Сменялись поколения, дети становились подростками и в свою очередь посылали младших за яйцами. К счастью, я не помню случая, чтобы кто-либо сорвался с высоты и был травмирован. Так продолжалось до начала шестидесятых. Потом акации выкорчевали и на их месте были высажены клены. Затем, после установления мемориала расстрелянным в июле сорок первого, выкорчевали и клены. Вокруг памятного мемориала разбили сквер.
В середине июня по просьбе бабушки Софии я отправился в одну из лесополос на границе с мошанской и брайковской территорией, где зацвели липовые деревья. Видя, как страхуют себя, поднимающиеся на электрические столбы электромонтеры, я захватил с собой веревку, на которую привязывали проданного весной бычка. Взобравшись на высокую липу, я облюбовал ветку, более других усыпанную цветом.
Веревка оказалась намного длиннее, чем я рассчитывал. Опоясавшись два раза, я привязал себя к, казалось, довольно надежной ветке, обмотав ее тоже дважды. Обобрав цветки в пределах досягаемости, я, держась левой рукой за ветку, к которой был привязан, правой стал подтягивать к себе урожайную на цвет другую ветвь. Внезапно послышался треск, и ветка, к которой я себя привязал, отломилась по расщелине. Я полетел вниз. До земли я не долетел. Надломанная ветка оперлась на горизонтальную ветку другого дерева, задержав мое падение. Я повис на высоте около полутора метров, больно перетянутый веревкой чуть выше пупа. Я качался на веревке, безуспешно пытаясь достать рукой ветку и развязать веревку.

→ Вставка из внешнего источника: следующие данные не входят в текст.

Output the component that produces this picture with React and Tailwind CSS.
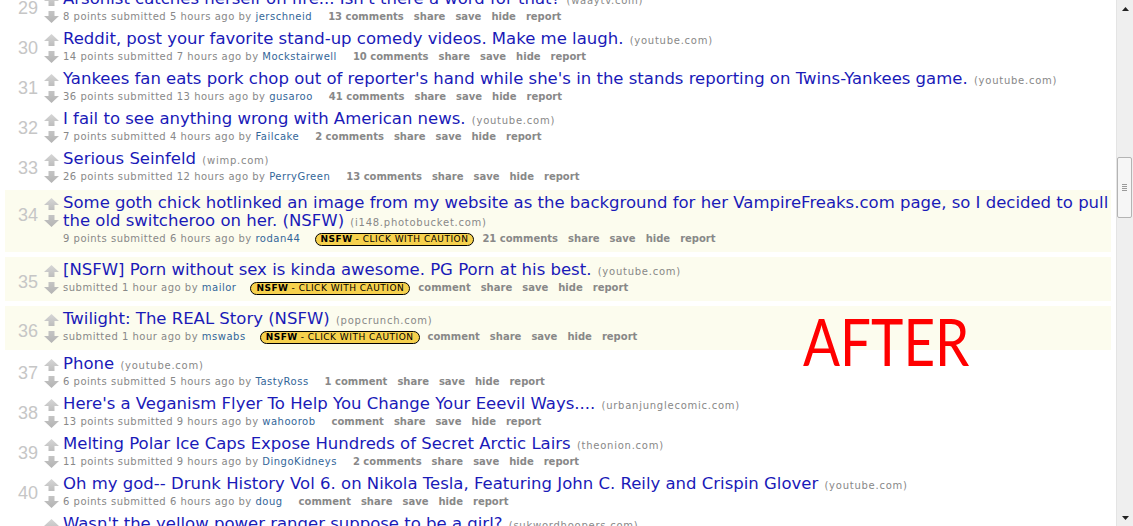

Происшедшее вначале показалось мне даже забавным. Но дышать было трудно, у меня начало темнеть в глазах. Я стал куда-то уплывать. Затошнило. Струхнув, я резко задергался на веревке. Надломленная ветка отломалась окончательно и я довольно безболезненно приземлился. Первым делом ослабил веревку. Дышать стало гораздо легче. Потемневшее небо снова стало голубым. Освободившись от веревки, я обобрал весь цвет с погубленной мной ветки. С полной торбой ароматного липового цвета я вернулся к бабушке. О происшедшем в лесополосе дома я не рассказал.
Обучаясь на втором курсе медицинского института, мы проходили по курсу физиологии раздел вегетативной нервной системы. Вникнув, я с запоздалым ужасом осознал, что, не отломайся полностью хрупкая ветка липы, меня нашли бы опоясанным веревкой, уже окоченевшим. Нашли бы не скоро, так как лесополоса находилась вдали от села и дорог, на самой меже с соседним колхозом.
Трагизм происшедшего заключался в том, что сдавливающая мой живот выше пупка веревка, нарушила кровообращение солнечного сплетения. За этим следует резкое замедление сердечного ритма, потеря сознания и прекращение дыхательной функции с полной остановкой сердца. Выслушав мой рассказ, доцент кафедры подтвердила мои выводы. Напоследок сказала, что я родился в рубашке.